(О книге: Умберто Эко. О литературе. – М.: АСТ, Corpus, 2016)
Сергей Зенкин в некрологе [1], посвящённом Умберто Эко, называет итальянского писателя «экономом», «хозяином», который смог дать собирающий и деятельный взгляд на наследие западной цивилизации. Чтобы убедиться, насколько точна эта метафора, необязательно штудировать все теоретические трактаты Эко или даже хорошо знать его прозу. Сподручнее обратиться к тем текстам, в которых итальянский классик предстает не как писатель или учёный-теоретик, но в первую очередь как публичный интеллектуал. Именно такую возможность и предлагает сборник эссе «О литературе». Во многом он продолжает «Шесть прогулок в литературных лесах» – курс Нортоновских лекций, прочитанный Эко в Гарвардском университете. Но если за «Прогулками» стояла объединяющая концепция (тот же лес как метафора художественного текста), то «О литературе» – это тексты «на случай», подготовленные для всевозможных конференций, лекций, симпозиумов и семинаров. Объединяет эти тексты только предмет (собственно литература) и автор, чей голос обращается к максимально широкой аудитории. Впрочем, стоит присмотреться чуть внимательнее, чтобы увидеть – в конечном счёте разница между «Прогулками» и данным сборником сводится лишь к выраженности объявленной метафоры леса. В лекциях она становится одним из инструментов художественного построения рассказа об искусстве чтения, который Эко предлагает своим слушателям и читателям. На это указывают уже заглавия («Входим в лес», «Леса Луази», «Медлим в лесу», «Вероятные леса» и т.д.) и соответствующее им плавное развитие темы: сначала Эко вводит опорные понятия, а затем наглядно показывает, как сделать путешествие по лесам мировой литературы более осмысленным.

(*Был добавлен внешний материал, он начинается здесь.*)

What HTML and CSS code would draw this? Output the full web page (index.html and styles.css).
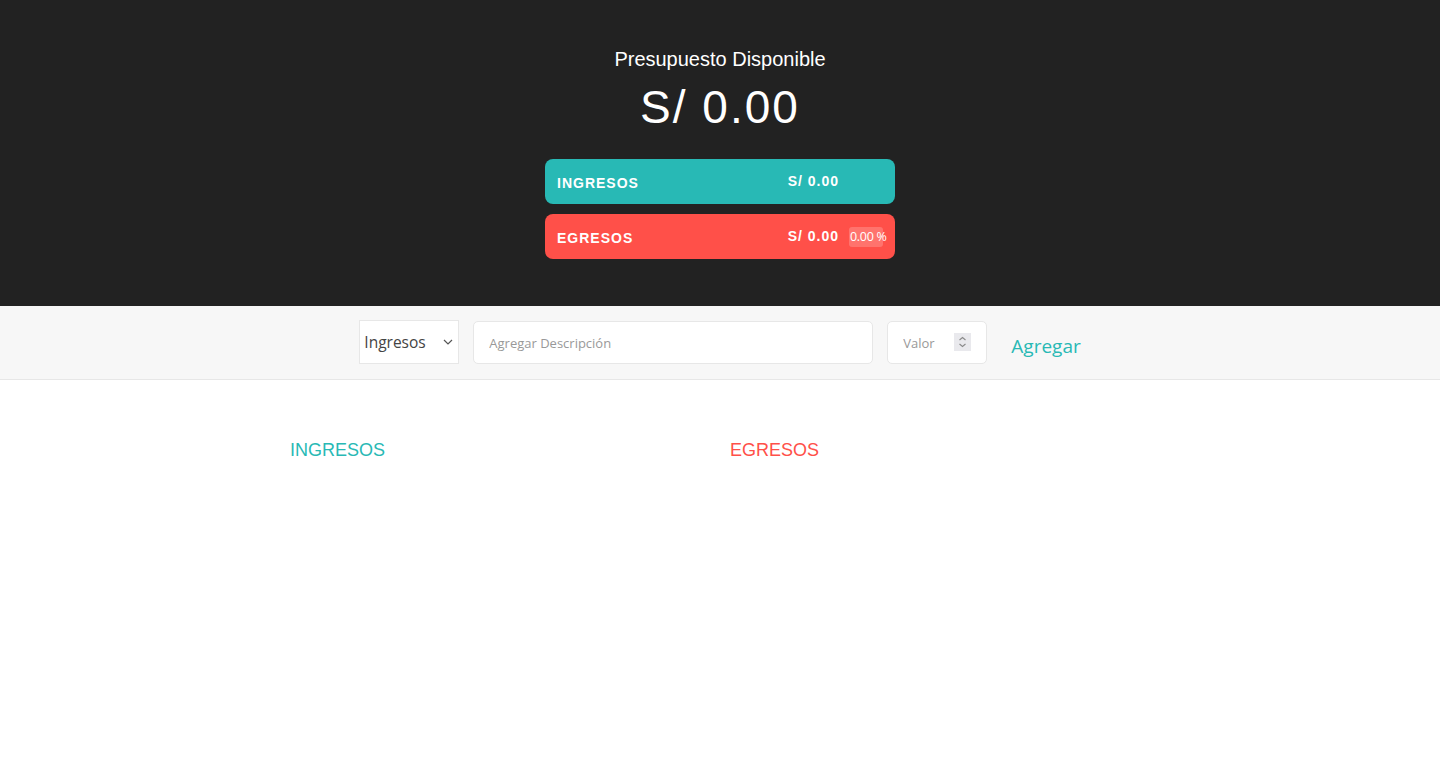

Сборник «О литературе» демонстрирует куда более фрагментарный подход. Здесь нет заранее продуманного маршрута, и автор не ставит прямой цели развернуть собственный метод, он показывает его как бы походя, выдвигая на первый план свои излюбленные произведения и наиболее волнующие проблемы литературы. Другими словами, лес скрывается за деревьями, ведь в явном виде Эко не рисует его воображаемых контуров, не раскрывает методологию так целенаправленно, как в «Прогулках». Но тропинки под нашими ногами всё те же. Это Джойс и Пруст, Данте и Красная Шапочка, «Сильвия» Жерара де Нерваля и «Обручённые» Алессандро Мандзони, «Протоколы сионских мудрецов», Борхес и собственные романы Умберто Эко.

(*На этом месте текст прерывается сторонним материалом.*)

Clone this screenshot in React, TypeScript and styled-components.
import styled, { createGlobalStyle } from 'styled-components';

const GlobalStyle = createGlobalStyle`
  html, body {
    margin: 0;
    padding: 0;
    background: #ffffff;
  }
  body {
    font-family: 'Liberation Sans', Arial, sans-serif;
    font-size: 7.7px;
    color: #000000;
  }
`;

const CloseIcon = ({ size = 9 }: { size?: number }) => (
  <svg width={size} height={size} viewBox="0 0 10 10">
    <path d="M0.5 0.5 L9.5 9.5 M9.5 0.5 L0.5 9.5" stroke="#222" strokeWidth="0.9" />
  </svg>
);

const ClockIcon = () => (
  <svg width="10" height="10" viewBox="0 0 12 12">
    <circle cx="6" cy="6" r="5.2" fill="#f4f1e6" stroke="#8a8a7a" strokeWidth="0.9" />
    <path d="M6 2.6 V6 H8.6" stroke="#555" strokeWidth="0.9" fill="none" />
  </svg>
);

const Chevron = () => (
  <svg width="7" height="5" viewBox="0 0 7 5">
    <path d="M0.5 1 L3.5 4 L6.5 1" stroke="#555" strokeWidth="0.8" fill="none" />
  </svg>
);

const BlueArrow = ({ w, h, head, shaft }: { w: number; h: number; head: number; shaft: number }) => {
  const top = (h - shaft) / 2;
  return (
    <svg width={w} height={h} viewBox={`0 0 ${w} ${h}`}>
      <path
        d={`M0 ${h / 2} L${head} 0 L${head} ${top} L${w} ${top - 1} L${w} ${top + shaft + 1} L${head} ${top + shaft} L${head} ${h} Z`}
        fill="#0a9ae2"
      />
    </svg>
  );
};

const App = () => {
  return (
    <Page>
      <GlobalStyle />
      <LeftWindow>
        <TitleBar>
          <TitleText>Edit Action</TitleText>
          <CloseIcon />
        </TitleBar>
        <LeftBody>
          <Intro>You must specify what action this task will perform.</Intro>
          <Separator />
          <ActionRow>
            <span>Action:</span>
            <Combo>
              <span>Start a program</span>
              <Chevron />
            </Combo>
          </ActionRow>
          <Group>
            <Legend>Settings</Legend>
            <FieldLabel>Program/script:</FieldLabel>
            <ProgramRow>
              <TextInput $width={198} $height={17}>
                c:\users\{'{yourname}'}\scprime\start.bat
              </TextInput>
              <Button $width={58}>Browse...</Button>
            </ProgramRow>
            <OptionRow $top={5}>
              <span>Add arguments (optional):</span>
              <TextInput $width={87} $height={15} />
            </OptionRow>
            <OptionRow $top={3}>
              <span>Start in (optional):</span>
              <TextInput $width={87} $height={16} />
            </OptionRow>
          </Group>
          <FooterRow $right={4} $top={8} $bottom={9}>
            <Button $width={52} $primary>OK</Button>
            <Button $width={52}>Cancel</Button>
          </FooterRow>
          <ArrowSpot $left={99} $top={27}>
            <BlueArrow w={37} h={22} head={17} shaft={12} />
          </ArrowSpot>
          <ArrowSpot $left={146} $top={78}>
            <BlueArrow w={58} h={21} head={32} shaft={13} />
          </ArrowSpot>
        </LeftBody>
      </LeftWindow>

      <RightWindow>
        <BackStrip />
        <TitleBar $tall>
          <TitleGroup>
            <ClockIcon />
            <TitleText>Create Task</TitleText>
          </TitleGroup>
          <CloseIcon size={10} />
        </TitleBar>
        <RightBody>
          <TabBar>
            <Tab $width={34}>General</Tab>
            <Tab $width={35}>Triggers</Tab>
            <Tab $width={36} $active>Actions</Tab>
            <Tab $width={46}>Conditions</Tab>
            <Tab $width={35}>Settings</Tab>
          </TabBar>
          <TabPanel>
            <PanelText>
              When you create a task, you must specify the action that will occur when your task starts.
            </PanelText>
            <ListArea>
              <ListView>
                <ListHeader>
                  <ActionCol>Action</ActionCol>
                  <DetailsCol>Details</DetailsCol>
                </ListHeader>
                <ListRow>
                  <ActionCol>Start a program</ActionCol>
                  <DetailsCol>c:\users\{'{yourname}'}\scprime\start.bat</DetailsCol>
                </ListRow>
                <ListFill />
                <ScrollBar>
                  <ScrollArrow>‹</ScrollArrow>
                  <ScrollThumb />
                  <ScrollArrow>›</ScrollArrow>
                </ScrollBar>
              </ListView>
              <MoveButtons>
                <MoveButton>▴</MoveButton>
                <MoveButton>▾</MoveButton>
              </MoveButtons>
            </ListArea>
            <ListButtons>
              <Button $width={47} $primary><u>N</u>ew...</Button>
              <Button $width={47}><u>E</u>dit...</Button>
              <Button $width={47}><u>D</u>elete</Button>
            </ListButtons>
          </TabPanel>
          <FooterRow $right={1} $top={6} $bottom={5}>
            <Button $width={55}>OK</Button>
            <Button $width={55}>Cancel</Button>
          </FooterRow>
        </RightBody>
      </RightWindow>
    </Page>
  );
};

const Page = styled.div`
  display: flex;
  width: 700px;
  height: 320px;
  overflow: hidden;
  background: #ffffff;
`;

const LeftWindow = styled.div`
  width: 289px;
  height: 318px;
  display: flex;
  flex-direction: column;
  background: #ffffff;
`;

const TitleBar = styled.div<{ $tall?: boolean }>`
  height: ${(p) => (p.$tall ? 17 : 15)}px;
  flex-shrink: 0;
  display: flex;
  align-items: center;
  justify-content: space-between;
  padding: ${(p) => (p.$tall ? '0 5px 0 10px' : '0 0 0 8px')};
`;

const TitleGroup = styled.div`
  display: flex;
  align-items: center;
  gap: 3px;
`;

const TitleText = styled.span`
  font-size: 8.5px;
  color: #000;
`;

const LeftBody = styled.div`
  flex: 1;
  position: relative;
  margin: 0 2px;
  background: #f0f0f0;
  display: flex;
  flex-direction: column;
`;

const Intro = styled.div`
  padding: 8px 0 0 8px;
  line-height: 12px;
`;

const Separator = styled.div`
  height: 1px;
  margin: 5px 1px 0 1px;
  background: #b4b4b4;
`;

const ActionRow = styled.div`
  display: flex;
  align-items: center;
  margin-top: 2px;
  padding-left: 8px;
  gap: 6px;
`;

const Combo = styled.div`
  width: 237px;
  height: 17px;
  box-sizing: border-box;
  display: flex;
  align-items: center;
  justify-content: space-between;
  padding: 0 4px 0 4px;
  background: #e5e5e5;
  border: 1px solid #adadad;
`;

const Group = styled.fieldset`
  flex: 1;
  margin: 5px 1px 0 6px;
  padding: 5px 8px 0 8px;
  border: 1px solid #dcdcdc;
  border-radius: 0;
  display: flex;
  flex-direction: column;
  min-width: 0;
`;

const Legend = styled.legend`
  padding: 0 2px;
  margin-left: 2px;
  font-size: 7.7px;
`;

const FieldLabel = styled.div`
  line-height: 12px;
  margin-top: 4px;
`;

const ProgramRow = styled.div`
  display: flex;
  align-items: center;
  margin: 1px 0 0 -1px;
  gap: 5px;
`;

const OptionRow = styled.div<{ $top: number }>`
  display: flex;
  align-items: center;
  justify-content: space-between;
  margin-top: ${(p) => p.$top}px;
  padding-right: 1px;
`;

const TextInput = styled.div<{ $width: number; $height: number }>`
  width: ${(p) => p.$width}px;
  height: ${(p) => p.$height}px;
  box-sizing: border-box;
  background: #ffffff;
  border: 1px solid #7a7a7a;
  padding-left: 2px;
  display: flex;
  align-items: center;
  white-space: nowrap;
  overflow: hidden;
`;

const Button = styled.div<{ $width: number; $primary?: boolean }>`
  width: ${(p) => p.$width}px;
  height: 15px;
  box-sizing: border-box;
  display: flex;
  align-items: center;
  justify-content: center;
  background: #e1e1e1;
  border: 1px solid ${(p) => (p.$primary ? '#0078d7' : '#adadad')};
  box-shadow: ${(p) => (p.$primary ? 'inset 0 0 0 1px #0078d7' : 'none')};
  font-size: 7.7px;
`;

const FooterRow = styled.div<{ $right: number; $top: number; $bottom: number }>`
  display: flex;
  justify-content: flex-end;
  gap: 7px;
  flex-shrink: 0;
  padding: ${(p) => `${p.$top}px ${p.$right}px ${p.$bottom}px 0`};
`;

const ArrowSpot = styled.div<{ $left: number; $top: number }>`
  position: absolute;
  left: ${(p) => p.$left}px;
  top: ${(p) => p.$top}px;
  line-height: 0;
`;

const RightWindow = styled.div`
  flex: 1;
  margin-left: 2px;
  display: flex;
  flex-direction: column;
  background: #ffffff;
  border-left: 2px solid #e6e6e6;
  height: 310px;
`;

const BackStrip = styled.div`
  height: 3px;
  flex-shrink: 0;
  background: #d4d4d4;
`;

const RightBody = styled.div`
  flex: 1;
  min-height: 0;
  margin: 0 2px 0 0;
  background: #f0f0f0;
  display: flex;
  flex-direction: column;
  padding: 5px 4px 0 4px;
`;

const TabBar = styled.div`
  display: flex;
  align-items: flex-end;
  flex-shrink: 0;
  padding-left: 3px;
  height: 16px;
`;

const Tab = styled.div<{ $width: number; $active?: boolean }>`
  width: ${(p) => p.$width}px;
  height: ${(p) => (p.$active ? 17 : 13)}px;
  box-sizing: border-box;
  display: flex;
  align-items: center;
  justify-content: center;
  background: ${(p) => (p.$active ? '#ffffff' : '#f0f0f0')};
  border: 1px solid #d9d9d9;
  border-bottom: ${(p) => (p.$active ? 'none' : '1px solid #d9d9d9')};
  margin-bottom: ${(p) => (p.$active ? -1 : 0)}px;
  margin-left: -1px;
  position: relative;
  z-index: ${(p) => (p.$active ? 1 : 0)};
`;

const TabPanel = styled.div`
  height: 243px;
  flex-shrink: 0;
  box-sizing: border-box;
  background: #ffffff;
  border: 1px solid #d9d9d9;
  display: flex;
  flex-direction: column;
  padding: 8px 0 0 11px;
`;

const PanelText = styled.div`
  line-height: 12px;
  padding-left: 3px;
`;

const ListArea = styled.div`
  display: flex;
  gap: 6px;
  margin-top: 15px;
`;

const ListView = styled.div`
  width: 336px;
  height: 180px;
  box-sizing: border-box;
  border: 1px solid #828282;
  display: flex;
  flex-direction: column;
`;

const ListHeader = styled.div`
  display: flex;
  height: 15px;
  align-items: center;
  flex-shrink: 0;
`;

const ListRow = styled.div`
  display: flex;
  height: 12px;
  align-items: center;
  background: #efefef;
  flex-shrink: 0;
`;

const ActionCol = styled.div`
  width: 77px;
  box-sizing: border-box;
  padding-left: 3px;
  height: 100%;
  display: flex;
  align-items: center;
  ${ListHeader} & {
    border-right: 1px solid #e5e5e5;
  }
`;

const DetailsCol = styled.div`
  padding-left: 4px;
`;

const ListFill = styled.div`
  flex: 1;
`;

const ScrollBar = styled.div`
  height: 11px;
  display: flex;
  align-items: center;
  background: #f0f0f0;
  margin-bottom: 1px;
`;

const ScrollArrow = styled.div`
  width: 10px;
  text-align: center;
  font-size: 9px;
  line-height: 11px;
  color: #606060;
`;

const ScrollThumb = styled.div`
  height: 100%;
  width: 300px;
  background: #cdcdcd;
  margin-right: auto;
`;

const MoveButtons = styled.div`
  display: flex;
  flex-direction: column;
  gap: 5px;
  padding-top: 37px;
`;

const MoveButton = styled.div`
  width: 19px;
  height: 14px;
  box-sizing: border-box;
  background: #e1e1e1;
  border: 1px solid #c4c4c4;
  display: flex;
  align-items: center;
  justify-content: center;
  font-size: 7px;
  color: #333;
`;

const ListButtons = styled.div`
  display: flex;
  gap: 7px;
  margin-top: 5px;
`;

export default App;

Своего обращения к одним и тем же проблемам и примерам автор нисколько не стесняется, он сам первым делом замечает их повторение в предисловии к сборнику. «
Мне это кажется естественным: каждый из нас имеет собственный «саквояж образцов», и повтор (если только он не раздражает читателя) как раз служит для их выявления». Опыт сравнения эковских прочтений отдельных произведений мировой литературы интересен сам по себе. Он наглядно показывает и гибкость его теории интерпретации, и её устойчивость. Ведь, несмотря на постоянное подчеркивание всей сложности отношений между литературным вымыслом и реальностью, пристальное внимание к проблеме референции в литературе и кардинальное переосмысление роли читателя, Эко, в отличие от многих представителей литературной теории, принципиально ограничивает свободу читательской интерпретации. В частности, он делает это за счёт введения такой теоретической конструкции как «интенция текста». Здесь, однако, не место слишком углубляться в теорию. Важно, что данные Эко примеры интерпретационного усилия – яркая иллюстрация его собственного теоретического подхода, и даже если они не всегда могут убедить оппонентов, то остаются живым единством практической и теоретической мысли, в котором Эко являет себя сразу во всех своих лицах – читателя, писателя и учёного.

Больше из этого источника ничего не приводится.